### EXERCISE
Return the whole listing, keeping every character the same.

### INFORMATION PROVIDED
..........

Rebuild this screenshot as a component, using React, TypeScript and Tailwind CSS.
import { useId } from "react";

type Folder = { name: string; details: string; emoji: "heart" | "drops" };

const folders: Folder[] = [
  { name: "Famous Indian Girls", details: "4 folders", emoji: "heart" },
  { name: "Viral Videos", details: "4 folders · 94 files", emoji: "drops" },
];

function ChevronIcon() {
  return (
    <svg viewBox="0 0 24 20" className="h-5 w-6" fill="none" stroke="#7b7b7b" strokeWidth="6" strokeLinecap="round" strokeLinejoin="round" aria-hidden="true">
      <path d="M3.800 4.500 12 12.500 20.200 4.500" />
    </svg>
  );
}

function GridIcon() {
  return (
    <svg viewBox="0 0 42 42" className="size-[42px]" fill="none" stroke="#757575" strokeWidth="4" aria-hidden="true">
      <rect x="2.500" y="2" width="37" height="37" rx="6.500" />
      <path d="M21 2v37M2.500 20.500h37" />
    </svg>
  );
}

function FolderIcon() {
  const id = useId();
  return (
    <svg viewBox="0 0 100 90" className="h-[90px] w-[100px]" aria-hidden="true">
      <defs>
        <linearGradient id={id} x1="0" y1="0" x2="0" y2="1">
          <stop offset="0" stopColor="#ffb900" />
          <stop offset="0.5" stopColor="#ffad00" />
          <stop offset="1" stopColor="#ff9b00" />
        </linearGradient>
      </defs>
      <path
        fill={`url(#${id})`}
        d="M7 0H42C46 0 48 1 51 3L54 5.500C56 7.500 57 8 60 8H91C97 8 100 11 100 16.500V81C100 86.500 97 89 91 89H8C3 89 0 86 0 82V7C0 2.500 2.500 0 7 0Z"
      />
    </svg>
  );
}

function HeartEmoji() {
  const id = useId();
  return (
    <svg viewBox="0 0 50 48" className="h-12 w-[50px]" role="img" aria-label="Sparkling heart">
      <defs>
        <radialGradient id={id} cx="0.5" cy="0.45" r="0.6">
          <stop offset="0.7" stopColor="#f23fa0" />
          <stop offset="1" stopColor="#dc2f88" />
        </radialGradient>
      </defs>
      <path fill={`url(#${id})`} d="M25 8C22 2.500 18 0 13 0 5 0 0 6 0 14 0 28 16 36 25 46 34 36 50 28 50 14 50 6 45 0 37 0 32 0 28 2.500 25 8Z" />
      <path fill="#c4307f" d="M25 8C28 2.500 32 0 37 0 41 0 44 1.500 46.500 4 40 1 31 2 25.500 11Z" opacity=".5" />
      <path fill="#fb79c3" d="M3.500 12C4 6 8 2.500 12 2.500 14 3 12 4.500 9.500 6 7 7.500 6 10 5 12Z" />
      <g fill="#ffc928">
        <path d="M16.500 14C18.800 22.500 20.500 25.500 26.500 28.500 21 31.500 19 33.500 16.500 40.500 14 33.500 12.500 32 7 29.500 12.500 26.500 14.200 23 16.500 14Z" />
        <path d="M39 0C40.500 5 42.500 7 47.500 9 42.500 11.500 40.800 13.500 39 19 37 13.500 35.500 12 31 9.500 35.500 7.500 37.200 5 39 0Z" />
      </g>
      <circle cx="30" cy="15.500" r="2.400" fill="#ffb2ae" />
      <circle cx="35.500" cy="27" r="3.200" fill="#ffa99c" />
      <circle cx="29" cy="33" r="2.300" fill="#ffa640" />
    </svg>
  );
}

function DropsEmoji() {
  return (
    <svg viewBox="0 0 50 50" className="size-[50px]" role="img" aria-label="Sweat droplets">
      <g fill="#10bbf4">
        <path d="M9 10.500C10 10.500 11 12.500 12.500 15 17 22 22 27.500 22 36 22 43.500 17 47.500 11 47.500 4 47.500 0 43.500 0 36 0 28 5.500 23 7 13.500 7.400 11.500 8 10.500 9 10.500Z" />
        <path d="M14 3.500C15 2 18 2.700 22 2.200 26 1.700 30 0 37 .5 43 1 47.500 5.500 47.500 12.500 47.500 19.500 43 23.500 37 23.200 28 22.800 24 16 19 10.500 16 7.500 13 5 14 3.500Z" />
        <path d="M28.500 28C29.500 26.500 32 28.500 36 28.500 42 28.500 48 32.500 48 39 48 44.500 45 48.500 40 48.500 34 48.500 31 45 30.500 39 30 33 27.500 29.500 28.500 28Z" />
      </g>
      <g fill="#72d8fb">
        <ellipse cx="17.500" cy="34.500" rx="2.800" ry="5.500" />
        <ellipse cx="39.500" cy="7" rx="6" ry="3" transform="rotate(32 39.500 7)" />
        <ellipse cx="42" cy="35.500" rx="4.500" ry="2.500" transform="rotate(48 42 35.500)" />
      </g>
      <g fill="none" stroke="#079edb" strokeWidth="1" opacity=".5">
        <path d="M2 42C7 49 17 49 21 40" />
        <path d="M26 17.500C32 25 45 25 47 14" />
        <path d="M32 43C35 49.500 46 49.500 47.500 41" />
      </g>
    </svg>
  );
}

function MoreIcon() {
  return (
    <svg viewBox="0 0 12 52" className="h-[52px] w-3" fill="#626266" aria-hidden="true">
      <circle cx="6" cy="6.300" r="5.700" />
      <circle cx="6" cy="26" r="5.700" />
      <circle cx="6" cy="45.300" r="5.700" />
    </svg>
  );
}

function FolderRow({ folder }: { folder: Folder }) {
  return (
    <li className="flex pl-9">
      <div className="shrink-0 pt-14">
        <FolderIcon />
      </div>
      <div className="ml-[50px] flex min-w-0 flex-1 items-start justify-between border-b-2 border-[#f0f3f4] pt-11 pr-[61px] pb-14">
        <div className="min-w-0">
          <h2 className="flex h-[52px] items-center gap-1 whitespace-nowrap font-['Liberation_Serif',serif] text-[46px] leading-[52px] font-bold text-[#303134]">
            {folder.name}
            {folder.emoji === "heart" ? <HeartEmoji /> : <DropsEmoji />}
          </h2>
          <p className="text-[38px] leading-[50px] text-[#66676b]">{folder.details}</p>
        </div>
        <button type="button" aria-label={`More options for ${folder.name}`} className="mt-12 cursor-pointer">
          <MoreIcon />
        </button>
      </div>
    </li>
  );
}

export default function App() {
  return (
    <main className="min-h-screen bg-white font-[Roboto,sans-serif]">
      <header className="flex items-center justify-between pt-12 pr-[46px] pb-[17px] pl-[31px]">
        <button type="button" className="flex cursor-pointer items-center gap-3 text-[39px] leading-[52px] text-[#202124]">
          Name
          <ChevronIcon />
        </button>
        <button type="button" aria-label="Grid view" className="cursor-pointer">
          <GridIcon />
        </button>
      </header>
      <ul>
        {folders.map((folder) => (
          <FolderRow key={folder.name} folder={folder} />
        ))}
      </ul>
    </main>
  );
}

..........

### THE SOLUTION
Rebuild this screenshot as a component, using React, TypeScript and Tailwind CSS.
import { useId } from "react";

type Folder = { name: string; details: string; emoji: "heart" | "drops" };

const folders: Folder[] = [
  { name: "Famous Indian Girls", details: "4 folders", emoji: "heart" },
  { name: "Viral Videos", details: "4 folders · 94 files", emoji: "drops" },
];

function ChevronIcon() {
  return (
    <svg viewBox="0 0 24 20" className="h-5 w-6" fill="none" stroke="#7b7b7b" strokeWidth="6" strokeLinecap="round" strokeLinejoin="round" aria-hidden="true">
      <path d="M3.800 4.500 12 12.500 20.200 4.500" />
    </svg>
  );
}

function GridIcon() {
  return (
    <svg viewBox="0 0 42 42" className="size-[42px]" fill="none" stroke="#757575" strokeWidth="4" aria-hidden="true">
      <rect x="2.500" y="2" width="37" height="37" rx="6.500" />
      <path d="M21 2v37M2.500 20.500h37" />
    </svg>
  );
}

function FolderIcon() {
  const id = useId();
  return (
    <svg viewBox="0 0 100 90" className="h-[90px] w-[100px]" aria-hidden="true">
      <defs>
        <linearGradient id={id} x1="0" y1="0" x2="0" y2="1">
          <stop offset="0" stopColor="#ffb900" />
          <stop offset="0.5" stopColor="#ffad00" />
          <stop offset="1" stopColor="#ff9b00" />
        </linearGradient>
      </defs>
      <path
        fill={`url(#${id})`}
        d="M7 0H42C46 0 48 1 51 3L54 5.500C56 7.500 57 8 60 8H91C97 8 100 11 100 16.500V81C100 86.500 97 89 91 89H8C3 89 0 86 0 82V7C0 2.500 2.500 0 7 0Z"
      />
    </svg>
  );
}

function HeartEmoji() {
  const id = useId();
  return (
    <svg viewBox="0 0 50 48" className="h-12 w-[50px]" role="img" aria-label="Sparkling heart">
      <defs>
        <radialGradient id={id} cx="0.5" cy="0.45" r="0.6">
          <stop offset="0.7" stopColor="#f23fa0" />
          <stop offset="1" stopColor="#dc2f88" />
        </radialGradient>
      </defs>
      <path fill={`url(#${id})`} d="M25 8C22 2.500 18 0 13 0 5 0 0 6 0 14 0 28 16 36 25 46 34 36 50 28 50 14 50 6 45 0 37 0 32 0 28 2.500 25 8Z" />
      <path fill="#c4307f" d="M25 8C28 2.500 32 0 37 0 41 0 44 1.500 46.500 4 40 1 31 2 25.500 11Z" opacity=".5" />
      <path fill="#fb79c3" d="M3.500 12C4 6 8 2.500 12 2.500 14 3 12 4.500 9.500 6 7 7.500 6 10 5 12Z" />
      <g fill="#ffc928">
        <path d="M16.500 14C18.800 22.500 20.500 25.500 26.500 28.500 21 31.500 19 33.500 16.500 40.500 14 33.500 12.500 32 7 29.500 12.500 26.500 14.200 23 16.500 14Z" />
        <path d="M39 0C40.500 5 42.500 7 47.500 9 42.500 11.500 40.800 13.500 39 19 37 13.500 35.500 12 31 9.500 35.500 7.500 37.200 5 39 0Z" />
      </g>
      <circle cx="30" cy="15.500" r="2.400" fill="#ffb2ae" />
      <circle cx="35.500" cy="27" r="3.200" fill="#ffa99c" />
      <circle cx="29" cy="33" r="2.300" fill="#ffa640" />
    </svg>
  );
}

function DropsEmoji() {
  return (
    <svg viewBox="0 0 50 50" className="size-[50px]" role="img" aria-label="Sweat droplets">
      <g fill="#10bbf4">
        <path d="M9 10.500C10 10.500 11 12.500 12.500 15 17 22 22 27.500 22 36 22 43.500 17 47.500 11 47.500 4 47.500 0 43.500 0 36 0 28 5.500 23 7 13.500 7.400 11.500 8 10.500 9 10.500Z" />
        <path d="M14 3.500C15 2 18 2.700 22 2.200 26 1.700 30 0 37 .5 43 1 47.500 5.500 47.500 12.500 47.500 19.500 43 23.500 37 23.200 28 22.800 24 16 19 10.500 16 7.500 13 5 14 3.500Z" />
        <path d="M28.500 28C29.500 26.500 32 28.500 36 28.500 42 28.500 48 32.500 48 39 48 44.500 45 48.500 40 48.500 34 48.500 31 45 30.500 39 30 33 27.500 29.500 28.500 28Z" />
      </g>
      <g fill="#72d8fb">
        <ellipse cx="17.500" cy="34.500" rx="2.800" ry="5.500" />
        <ellipse cx="39.500" cy="7" rx="6" ry="3" transform="rotate(32 39.500 7)" />
        <ellipse cx="42" cy="35.500" rx="4.500" ry="2.500" transform="rotate(48 42 35.500)" />
      </g>
      <g fill="none" stroke="#079edb" strokeWidth="1" opacity=".5">
        <path d="M2 42C7 49 17 49 21 40" />
        <path d="M26 17.500C32 25 45 25 47 14" />
        <path d="M32 43C35 49.500 46 49.500 47.500 41" />
      </g>
    </svg>
  );
}

function MoreIcon() {
  return (
    <svg viewBox="0 0 12 52" className="h-[52px] w-3" fill="#626266" aria-hidden="true">
      <circle cx="6" cy="6.300" r="5.700" />
      <circle cx="6" cy="26" r="5.700" />
      <circle cx="6" cy="45.300" r="5.700" />
    </svg>
  );
}

function FolderRow({ folder }: { folder: Folder }) {
  return (
    <li className="flex pl-9">
      <div className="shrink-0 pt-14">
        <FolderIcon />
      </div>
      <div className="ml-[50px] flex min-w-0 flex-1 items-start justify-between border-b-2 border-[#f0f3f4] pt-11 pr-[61px] pb-14">
        <div className="min-w-0">
          <h2 className="flex h-[52px] items-center gap-1 whitespace-nowrap font-['Liberation_Serif',serif] text-[46px] leading-[52px] font-bold text-[#303134]">
            {folder.name}
            {folder.emoji === "heart" ? <HeartEmoji /> : <DropsEmoji />}
          </h2>
          <p className="text-[38px] leading-[50px] text-[#66676b]">{folder.details}</p>
        </div>
        <button type="button" aria-label={`More options for ${folder.name}`} className="mt-12 cursor-pointer">
          <MoreIcon />
        </button>
      </div>
    </li>
  );
}

export default function App() {
  return (
    <main className="min-h-screen bg-white font-[Roboto,sans-serif]">
      <header className="flex items-center justify-between pt-12 pr-[46px] pb-[17px] pl-[31px]">
        <button type="button" className="flex cursor-pointer items-center gap-3 text-[39px] leading-[52px] text-[#202124]">
          Name
          <ChevronIcon />
        </button>
        <button type="button" aria-label="Grid view" className="cursor-pointer">
          <GridIcon />
        </button>
      </header>
      <ul>
        {folders.map((folder) => (
          <FolderRow key={folder.name} folder={folder} />
        ))}
      </ul>
    </main>
  );
}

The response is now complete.